Start of Data to use

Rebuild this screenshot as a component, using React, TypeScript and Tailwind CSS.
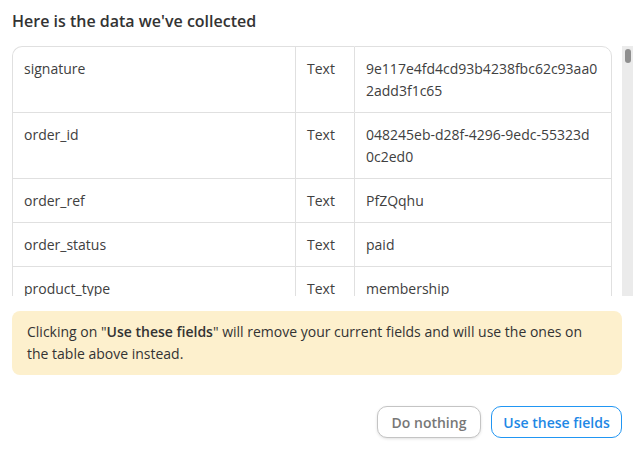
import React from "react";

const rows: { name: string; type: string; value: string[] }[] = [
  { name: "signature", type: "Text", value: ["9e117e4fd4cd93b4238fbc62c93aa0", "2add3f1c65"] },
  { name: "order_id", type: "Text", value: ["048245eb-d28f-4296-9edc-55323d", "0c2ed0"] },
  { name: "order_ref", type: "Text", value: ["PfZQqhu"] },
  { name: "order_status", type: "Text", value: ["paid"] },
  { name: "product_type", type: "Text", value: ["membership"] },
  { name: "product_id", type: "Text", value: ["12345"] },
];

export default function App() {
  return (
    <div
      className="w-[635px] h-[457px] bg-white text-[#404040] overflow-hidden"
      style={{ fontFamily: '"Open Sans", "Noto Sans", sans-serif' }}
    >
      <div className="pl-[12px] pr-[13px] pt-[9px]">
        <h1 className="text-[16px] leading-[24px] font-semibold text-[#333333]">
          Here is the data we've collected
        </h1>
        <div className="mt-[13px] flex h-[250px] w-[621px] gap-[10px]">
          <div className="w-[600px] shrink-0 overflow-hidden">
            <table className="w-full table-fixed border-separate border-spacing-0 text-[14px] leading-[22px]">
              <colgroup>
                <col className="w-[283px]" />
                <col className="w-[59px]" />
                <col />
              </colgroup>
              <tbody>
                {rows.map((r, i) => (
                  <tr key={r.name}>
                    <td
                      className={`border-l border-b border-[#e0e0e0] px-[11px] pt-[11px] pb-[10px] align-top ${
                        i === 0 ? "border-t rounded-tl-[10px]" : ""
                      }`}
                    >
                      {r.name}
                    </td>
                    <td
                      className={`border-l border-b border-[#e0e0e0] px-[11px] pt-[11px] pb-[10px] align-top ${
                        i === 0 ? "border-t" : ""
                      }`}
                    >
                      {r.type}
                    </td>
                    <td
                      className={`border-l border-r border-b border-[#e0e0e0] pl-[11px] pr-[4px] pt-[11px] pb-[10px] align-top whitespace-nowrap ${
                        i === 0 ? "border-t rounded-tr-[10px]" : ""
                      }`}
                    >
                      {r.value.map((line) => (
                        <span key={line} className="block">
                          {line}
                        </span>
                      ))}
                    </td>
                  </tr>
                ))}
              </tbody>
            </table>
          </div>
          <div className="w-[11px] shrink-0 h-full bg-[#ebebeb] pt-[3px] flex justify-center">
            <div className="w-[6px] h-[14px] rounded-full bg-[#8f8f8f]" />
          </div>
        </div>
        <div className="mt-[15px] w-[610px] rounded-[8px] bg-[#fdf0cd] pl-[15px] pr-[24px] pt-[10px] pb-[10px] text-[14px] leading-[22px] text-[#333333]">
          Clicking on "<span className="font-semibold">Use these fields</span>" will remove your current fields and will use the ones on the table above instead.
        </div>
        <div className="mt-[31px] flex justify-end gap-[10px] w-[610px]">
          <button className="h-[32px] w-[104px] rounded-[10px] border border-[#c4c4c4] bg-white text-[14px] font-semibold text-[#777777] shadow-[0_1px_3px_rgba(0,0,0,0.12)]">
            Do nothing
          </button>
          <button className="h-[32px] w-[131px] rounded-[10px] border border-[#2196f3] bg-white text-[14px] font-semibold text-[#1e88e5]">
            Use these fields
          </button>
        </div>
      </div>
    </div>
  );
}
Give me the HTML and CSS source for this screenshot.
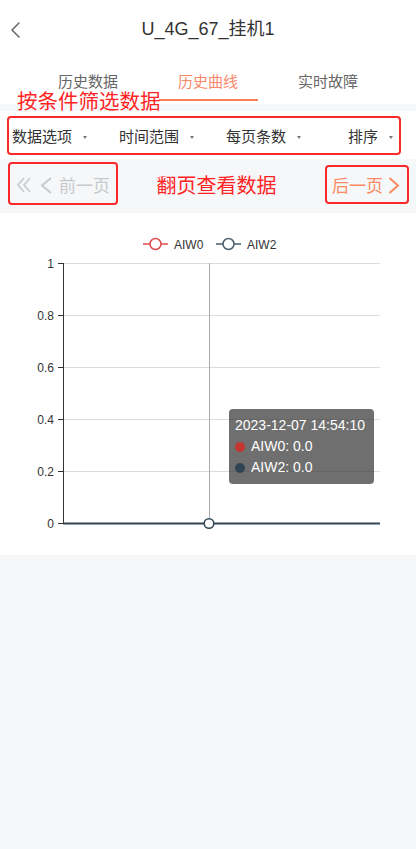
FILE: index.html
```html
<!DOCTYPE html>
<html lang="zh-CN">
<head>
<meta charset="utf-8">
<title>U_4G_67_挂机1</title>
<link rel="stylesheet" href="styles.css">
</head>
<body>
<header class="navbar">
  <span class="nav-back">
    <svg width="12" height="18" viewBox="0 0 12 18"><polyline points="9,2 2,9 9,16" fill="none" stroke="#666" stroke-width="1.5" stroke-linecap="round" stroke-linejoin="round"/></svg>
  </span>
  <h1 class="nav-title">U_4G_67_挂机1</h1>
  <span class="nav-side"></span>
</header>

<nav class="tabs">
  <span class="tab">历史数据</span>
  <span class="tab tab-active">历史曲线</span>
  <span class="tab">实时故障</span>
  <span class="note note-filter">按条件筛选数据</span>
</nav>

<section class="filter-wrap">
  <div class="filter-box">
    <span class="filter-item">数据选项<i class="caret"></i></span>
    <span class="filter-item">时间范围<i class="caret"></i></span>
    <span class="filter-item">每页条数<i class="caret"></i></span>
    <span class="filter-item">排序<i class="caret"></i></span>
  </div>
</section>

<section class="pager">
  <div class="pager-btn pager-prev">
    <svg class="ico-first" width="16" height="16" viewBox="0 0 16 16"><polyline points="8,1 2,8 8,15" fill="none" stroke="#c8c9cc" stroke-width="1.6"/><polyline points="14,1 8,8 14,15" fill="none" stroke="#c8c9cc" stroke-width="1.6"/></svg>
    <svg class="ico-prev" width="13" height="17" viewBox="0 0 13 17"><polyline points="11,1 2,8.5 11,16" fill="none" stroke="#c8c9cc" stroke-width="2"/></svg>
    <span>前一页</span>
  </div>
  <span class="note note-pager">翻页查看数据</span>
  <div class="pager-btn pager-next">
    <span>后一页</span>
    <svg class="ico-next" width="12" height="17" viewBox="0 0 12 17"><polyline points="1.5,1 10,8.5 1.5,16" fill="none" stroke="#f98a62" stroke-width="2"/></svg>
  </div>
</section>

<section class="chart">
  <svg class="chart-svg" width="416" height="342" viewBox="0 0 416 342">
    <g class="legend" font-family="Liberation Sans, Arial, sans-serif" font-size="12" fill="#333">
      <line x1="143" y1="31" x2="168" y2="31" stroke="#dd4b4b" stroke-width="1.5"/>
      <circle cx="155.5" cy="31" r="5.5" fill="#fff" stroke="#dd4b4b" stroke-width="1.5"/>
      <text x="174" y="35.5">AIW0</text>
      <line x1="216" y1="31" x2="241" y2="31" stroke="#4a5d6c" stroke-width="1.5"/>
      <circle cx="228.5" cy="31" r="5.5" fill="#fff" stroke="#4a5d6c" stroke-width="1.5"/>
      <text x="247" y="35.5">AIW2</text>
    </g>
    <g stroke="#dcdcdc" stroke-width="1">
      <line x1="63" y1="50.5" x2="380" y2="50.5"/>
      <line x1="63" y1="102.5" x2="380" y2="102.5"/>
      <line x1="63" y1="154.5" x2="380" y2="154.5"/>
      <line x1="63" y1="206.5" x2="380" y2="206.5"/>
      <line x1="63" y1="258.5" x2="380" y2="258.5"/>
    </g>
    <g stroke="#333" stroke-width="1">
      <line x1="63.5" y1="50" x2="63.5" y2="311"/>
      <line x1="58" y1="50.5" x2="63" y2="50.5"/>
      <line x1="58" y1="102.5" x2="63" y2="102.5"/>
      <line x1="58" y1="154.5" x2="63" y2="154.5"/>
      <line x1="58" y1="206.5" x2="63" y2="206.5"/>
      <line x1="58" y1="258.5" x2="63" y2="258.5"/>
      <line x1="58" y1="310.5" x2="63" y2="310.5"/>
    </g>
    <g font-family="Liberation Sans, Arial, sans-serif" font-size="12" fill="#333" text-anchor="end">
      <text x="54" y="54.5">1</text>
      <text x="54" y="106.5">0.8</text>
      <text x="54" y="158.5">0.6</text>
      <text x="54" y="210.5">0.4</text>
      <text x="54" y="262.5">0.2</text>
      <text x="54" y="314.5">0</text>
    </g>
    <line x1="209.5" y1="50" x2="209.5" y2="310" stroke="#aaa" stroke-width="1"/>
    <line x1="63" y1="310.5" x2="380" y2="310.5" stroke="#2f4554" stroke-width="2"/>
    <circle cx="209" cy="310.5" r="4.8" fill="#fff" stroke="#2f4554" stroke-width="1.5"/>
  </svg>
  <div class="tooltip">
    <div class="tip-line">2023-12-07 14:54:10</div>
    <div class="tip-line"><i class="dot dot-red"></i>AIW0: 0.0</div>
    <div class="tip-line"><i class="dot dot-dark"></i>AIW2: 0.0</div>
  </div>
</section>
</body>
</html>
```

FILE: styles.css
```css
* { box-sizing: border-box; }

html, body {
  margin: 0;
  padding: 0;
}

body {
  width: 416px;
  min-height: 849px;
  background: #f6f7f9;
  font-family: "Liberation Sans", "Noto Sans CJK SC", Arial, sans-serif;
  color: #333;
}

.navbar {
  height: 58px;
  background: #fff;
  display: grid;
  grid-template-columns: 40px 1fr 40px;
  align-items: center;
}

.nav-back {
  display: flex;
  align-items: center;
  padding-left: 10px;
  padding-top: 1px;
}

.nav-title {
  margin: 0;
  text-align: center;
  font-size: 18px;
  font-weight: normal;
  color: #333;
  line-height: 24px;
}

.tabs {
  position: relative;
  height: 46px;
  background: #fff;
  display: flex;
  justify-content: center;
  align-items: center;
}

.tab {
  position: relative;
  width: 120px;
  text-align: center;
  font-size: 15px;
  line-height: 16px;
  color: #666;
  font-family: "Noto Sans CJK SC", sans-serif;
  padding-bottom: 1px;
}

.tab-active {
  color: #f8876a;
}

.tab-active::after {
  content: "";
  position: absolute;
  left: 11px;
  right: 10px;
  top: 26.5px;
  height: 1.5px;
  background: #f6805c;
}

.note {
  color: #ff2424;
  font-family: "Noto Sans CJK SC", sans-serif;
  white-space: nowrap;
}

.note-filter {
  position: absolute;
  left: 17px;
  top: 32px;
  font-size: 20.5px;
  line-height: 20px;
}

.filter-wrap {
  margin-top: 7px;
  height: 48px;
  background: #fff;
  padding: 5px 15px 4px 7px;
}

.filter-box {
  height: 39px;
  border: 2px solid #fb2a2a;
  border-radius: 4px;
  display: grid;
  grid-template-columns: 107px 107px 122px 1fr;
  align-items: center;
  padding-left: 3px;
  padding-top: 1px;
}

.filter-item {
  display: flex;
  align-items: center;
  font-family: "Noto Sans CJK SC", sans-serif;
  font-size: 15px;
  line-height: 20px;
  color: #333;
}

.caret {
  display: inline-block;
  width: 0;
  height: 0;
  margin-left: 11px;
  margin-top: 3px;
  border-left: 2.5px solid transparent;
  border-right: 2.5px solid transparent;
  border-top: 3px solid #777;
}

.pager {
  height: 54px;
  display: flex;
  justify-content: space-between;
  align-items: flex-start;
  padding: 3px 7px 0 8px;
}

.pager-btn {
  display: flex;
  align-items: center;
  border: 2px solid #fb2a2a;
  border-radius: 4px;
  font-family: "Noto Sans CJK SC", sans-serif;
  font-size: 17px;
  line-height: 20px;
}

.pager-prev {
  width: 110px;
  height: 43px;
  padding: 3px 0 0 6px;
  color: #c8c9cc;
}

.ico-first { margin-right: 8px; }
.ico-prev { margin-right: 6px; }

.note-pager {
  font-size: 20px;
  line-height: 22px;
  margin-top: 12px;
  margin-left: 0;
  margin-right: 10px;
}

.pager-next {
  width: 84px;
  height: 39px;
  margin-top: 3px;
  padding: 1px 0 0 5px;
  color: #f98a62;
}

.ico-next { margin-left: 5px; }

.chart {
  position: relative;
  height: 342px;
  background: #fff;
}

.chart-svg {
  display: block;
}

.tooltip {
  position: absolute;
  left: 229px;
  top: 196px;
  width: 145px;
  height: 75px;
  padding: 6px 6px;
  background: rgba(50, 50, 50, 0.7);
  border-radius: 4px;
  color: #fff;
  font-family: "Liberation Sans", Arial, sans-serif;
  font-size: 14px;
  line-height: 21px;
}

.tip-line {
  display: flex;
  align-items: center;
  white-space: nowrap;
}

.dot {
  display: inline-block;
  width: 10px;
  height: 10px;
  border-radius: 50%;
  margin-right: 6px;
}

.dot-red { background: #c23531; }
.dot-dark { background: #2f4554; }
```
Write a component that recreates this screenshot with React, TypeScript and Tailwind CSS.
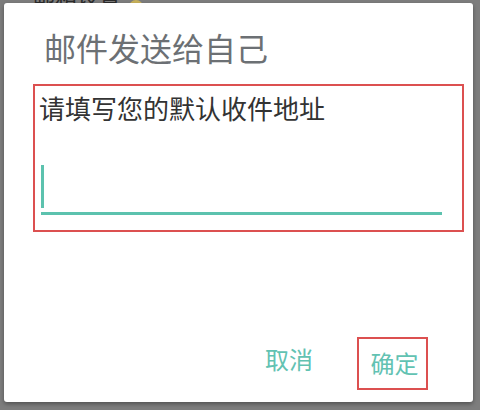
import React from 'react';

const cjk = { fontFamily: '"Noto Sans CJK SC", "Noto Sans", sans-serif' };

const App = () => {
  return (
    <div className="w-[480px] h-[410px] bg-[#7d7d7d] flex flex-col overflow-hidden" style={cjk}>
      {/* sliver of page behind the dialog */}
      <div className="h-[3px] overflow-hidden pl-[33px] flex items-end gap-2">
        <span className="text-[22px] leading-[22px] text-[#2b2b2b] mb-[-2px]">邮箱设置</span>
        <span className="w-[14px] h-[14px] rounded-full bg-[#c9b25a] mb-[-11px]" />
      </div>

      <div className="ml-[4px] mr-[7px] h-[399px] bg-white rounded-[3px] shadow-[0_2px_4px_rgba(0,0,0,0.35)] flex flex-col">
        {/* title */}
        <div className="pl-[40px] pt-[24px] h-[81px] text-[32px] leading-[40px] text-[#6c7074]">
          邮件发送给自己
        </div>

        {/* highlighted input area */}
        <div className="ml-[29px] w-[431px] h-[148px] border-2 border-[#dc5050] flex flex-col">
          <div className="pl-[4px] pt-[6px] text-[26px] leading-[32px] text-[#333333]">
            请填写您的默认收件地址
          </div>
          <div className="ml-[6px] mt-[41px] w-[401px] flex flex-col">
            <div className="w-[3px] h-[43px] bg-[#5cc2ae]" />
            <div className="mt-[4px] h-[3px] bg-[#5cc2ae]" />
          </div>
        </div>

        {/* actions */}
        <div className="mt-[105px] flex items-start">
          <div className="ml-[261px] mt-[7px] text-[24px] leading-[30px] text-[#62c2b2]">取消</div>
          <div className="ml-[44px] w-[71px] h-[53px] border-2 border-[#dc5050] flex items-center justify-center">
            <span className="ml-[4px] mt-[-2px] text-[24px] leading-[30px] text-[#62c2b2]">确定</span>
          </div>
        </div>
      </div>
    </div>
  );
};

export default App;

End of Data to use

▶ Objective
No pictures belong in the copy; quote exactly the lines from the line containing "Write a component" through the final line of the material, both ends included.

▶ Correct result
Write a component that recreates this screenshot with React, TypeScript and Tailwind CSS.
import React from 'react';

const cjk = { fontFamily: '"Noto Sans CJK SC", "Noto Sans", sans-serif' };

const App = () => {
  return (
    <div className="w-[480px] h-[410px] bg-[#7d7d7d] flex flex-col overflow-hidden" style={cjk}>
      {/* sliver of page behind the dialog */}
      <div className="h-[3px] overflow-hidden pl-[33px] flex items-end gap-2">
        <span className="text-[22px] leading-[22px] text-[#2b2b2b] mb-[-2px]">邮箱设置</span>
        <span className="w-[14px] h-[14px] rounded-full bg-[#c9b25a] mb-[-11px]" />
      </div>

      <div className="ml-[4px] mr-[7px] h-[399px] bg-white rounded-[3px] shadow-[0_2px_4px_rgba(0,0,0,0.35)] flex flex-col">
        {/* title */}
        <div className="pl-[40px] pt-[24px] h-[81px] text-[32px] leading-[40px] text-[#6c7074]">
          邮件发送给自己
        </div>

        {/* highlighted input area */}
        <div className="ml-[29px] w-[431px] h-[148px] border-2 border-[#dc5050] flex flex-col">
          <div className="pl-[4px] pt-[6px] text-[26px] leading-[32px] text-[#333333]">
            请填写您的默认收件地址
          </div>
          <div className="ml-[6px] mt-[41px] w-[401px] flex flex-col">
            <div className="w-[3px] h-[43px] bg-[#5cc2ae]" />
            <div className="mt-[4px] h-[3px] bg-[#5cc2ae]" />
          </div>
        </div>

        {/* actions */}
        <div className="mt-[105px] flex items-start">
          <div className="ml-[261px] mt-[7px] text-[24px] leading-[30px] text-[#62c2b2]">取消</div>
          <div className="ml-[44px] w-[71px] h-[53px] border-2 border-[#dc5050] flex items-center justify-center">
            <span className="ml-[4px] mt-[-2px] text-[24px] leading-[30px] text-[#62c2b2]">确定</span>
          </div>
        </div>
      </div>
    </div>
  );
};

export default App;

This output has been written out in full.